The Error Term and Its Role in Regression Models

In the context of regression analysis and impact evaluation, the error term, also known as the disturbance term or residual ( $\epsilon$ ), represents the collection of all factors that affect the outcome variable but are not explicitly included in the model. A simple regression model is represented as $Y = \beta_0 + \beta_1 X + \epsilon$ . The error term captures the specific difference between the actual observed outcome and the outcome predicted by the statistical model. It serves as a measure of unexplained variation and is critical for determining the accuracy of estimates; generally, a smaller error term indicates a model that explains more of the variation in outcomes.
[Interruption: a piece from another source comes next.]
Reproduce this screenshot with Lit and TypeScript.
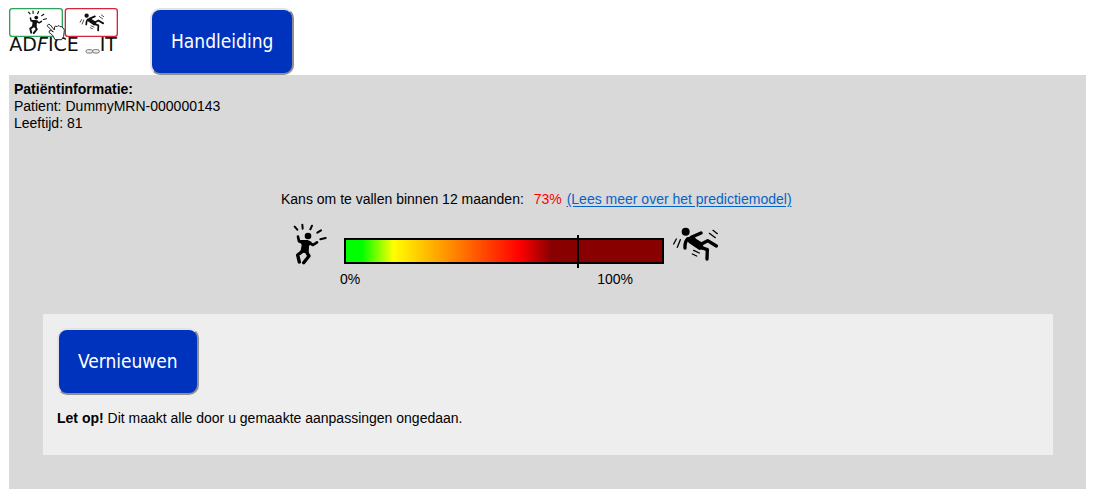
import { LitElement, html, svg, css } from "lit";
import { customElement, property } from "lit/decorators.js";

const dancer = svg`
  <g fill="none" stroke="currentColor" stroke-linecap="round" stroke-linejoin="round">
    <path stroke-width="6" d="M32 32l8 9M55 26l1 12M84 29l-5 11M111 43l-11 7M125 66l-16 4"/>
    <path stroke-width="8" d="M42 62l3 14 14 6M77 81l10 6 12-8"/>
    <path stroke-width="10" d="M54 107l-13 10 5 21M68 109l7 11-16 20"/>
  </g>
  <circle cx="72" cy="60" r="10" fill="currentColor"/>
  <path fill="currentColor" d="M47 72l24 0 12 6-8 13-1 20-12 0-13-2 4-22z"/>`;

const faller = svg`
  <g fill="none" stroke="currentColor" stroke-linecap="round" stroke-linejoin="round">
    <path stroke-width="4" d="M31 57l-8 15M43 59l-9 23M141 31l13 10M130 40l18 13M83 91l17 8M79 102l13 6"/>
    <path stroke-width="10" d="M66 56q-10 8-9 28M76 52l29-13M102 74l23-12 26 16M104 82l20 7-1 28"/>
  </g>
  <circle cx="59" cy="35" r="12" fill="currentColor"/>
  <path fill="currentColor" d="M60 55l22-9 8 10 19 12 5 18-14 4-18-12-14-10z"/>`;

@customElement("adfice-logo")
export class AdficeLogo extends LitElement {
  static styles = css`
    :host { display: block; color: #111; }
    svg { display: block; width: 111px; height: 48px; }
    .name { font-family: "DejaVu Sans", sans-serif; font-size: 57px; fill: #111; }
    .slant { font-style: italic; }
  `;

  render() {
    return html`
      <svg viewBox="27 24 333 144" role="img" aria-label="ADFICE_IT">
        <rect x="29" y="26" width="158" height="83" rx="8" fill="#fff" stroke="#2ba35b" stroke-width="4"/>
        <rect x="196" y="26" width="156" height="83" rx="8" fill="#fff" stroke="#d3263c" stroke-width="4"/>
        <g transform="translate(67 18) scale(.58)">${dancer}</g>
        <g transform="translate(228 28) scale(.54)">${faller}</g>
        <text class="name" x="28" y="154">AD<tspan class="slant">F</tspan>ICE</text>
        <text class="name" x="299" y="154">IT</text>
        <path fill="#fff" stroke="#222" stroke-width="3" stroke-linejoin="round"
          d="M142 76q4-6 9-1l12 15 1-10q4-4 7 0l2-2q5-3 7 2 6-3 8 4 5 0 5 7l-2 18-6 10h-20l-7-13-11-9q-1-7 7-5l6 4-18-18z"/>
        <g fill="#eee" stroke="#777" stroke-width="3">
          <rect x="258" y="149" width="20" height="10" rx="5"/>
          <rect x="278" y="149" width="20" height="10" rx="5"/>
        </g>
      </svg>`;
  }
}

@customElement("fall-risk")
export class FallRisk extends LitElement {
  @property({ type: Number }) risk = 0;

  static styles = css`
    :host { display: block; }
    .summary { margin: 0; }
    .value { color: #f00; margin: 0 1px 0 6px; }
    a { color: #0563c8; text-underline-offset: 2px; }
    .gauge {
      display: grid;
      grid-template-columns: 63px 320px 60px;
      margin-top: 12px;
    }
    .icon { display: block; height: 46px; }
    .dancer { width: 50px; height: 54px; margin-left: 3px; margin-top: -4px; }
    .faller { width: 60px; margin-left: 2px; }
    .scale { margin-top: 18px; }
    .bar {
      position: relative;
      box-sizing: border-box;
      height: 26px;
      border: 2px solid #000;
      background: linear-gradient(to right, #0f0 5%, #ff0 15%, #f00 55%, #880000 65%);
    }
    .marker {
      position: absolute;
      top: -5px;
      bottom: -6px;
      width: 2px;
      background: #000;
    }
    .ends {
      display: flex;
      justify-content: space-between;
      margin: 7px 31px 0 -4px;
    }
  `;

  render() {
    return html`
      <p class="summary">
        Kans om te vallen binnen 12 maanden:
        <span class="value">${this.risk}%</span>
        <a href="#predictiemodel">(Lees meer over het predictiemodel)</a>
      </p>
      <div class="gauge">
        <svg class="icon dancer" viewBox="0 0 150 162" aria-hidden="true">${dancer}</svg>
        <div class="scale">
          <div class="bar"><div class="marker" style="left: ${this.risk}%"></div></div>
          <div class="ends"><span>0%</span><span>100%</span></div>
        </div>
        <svg class="icon faller" viewBox="0 0 180 138" aria-hidden="true">${faller}</svg>
      </div>`;
  }
}

@customElement("app-root")
export class AppRoot extends LitElement {
  static styles = css`
    :host {
      display: block;
      padding: 8px 15px 11px 9px;
      font: 14px/17px "Liberation Sans", Arial, sans-serif;
      color: #000;
    }
    header { display: flex; align-items: flex-start; gap: 30px; }
    button {
      display: block;
      padding: 17px 19px;
      border: 2px outset #e3e3e3;
      border-radius: 10px;
      background: #0033bd;
      color: #fff;
      font: 19px/29px Tahoma, "DejaVu Sans Condensed", sans-serif;
    }
    main { background: #d9d9d9; padding: 6px 33px 34px 5px; }
    .patient { margin: 0; }
    .patient div { display: flex; gap: 4px; }
    .patient dt, .patient dd { margin: 0; }
    h2 { margin: 0; font-size: inherit; line-height: inherit; }
    fall-risk { width: 533px; margin: 59px auto 0; padding-left: 28px; box-sizing: content-box; }
    .renew { margin: 26px 0 0 29px; padding: 14px 14px 28px; background: #eee; }
    .renew p { margin: 15px 0 0; }
  `;

  render() {
    return html`
      <header>
        <adfice-logo></adfice-logo>
        <button type="button">Handleiding</button>
      </header>
      <main>
        <section>
          <h2>Patiëntinformatie:</h2>
          <dl class="patient">
            <div><dt>Patient:</dt><dd>DummyMRN-000000143</dd></div>
            <div><dt>Leeftijd:</dt><dd>81</dd></div>
          </dl>
        </section>
        <fall-risk risk="73"></fall-risk>
        <section class="renew">
          <button type="button">Vernieuwen</button>
          <p><b>Let op!</b> Dit maakt alle door u gemaakte aanpassingen ongedaan.</p>
        </section>
      </main>`;
  }
}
There are four main components contained within the error term. First are Omitted Variables, which are factors like motivation, ability, or family background that affect outcomes but stay unmeasured. Second are Measurement Errors, which stem from mistakes in data collection or recording. Third are Random Events, such as unexpected weather shocks that might affect crop yields in an agricultural study. Fourth are Model Imperfections, representing the reality that no model can fully capture the complexity of the real world. In M&E, variables in the error term often include beneficiary motivation, leadership quality, household characteristics, political influences, environmental shocks, and cultural factors. Because evaluators cannot measure every single influence, the error term is unavoidable, and the design of the study must aim to ensure that program participation ( $X$ ) remains uncorrelated with this "everything else" factor to avoid bias.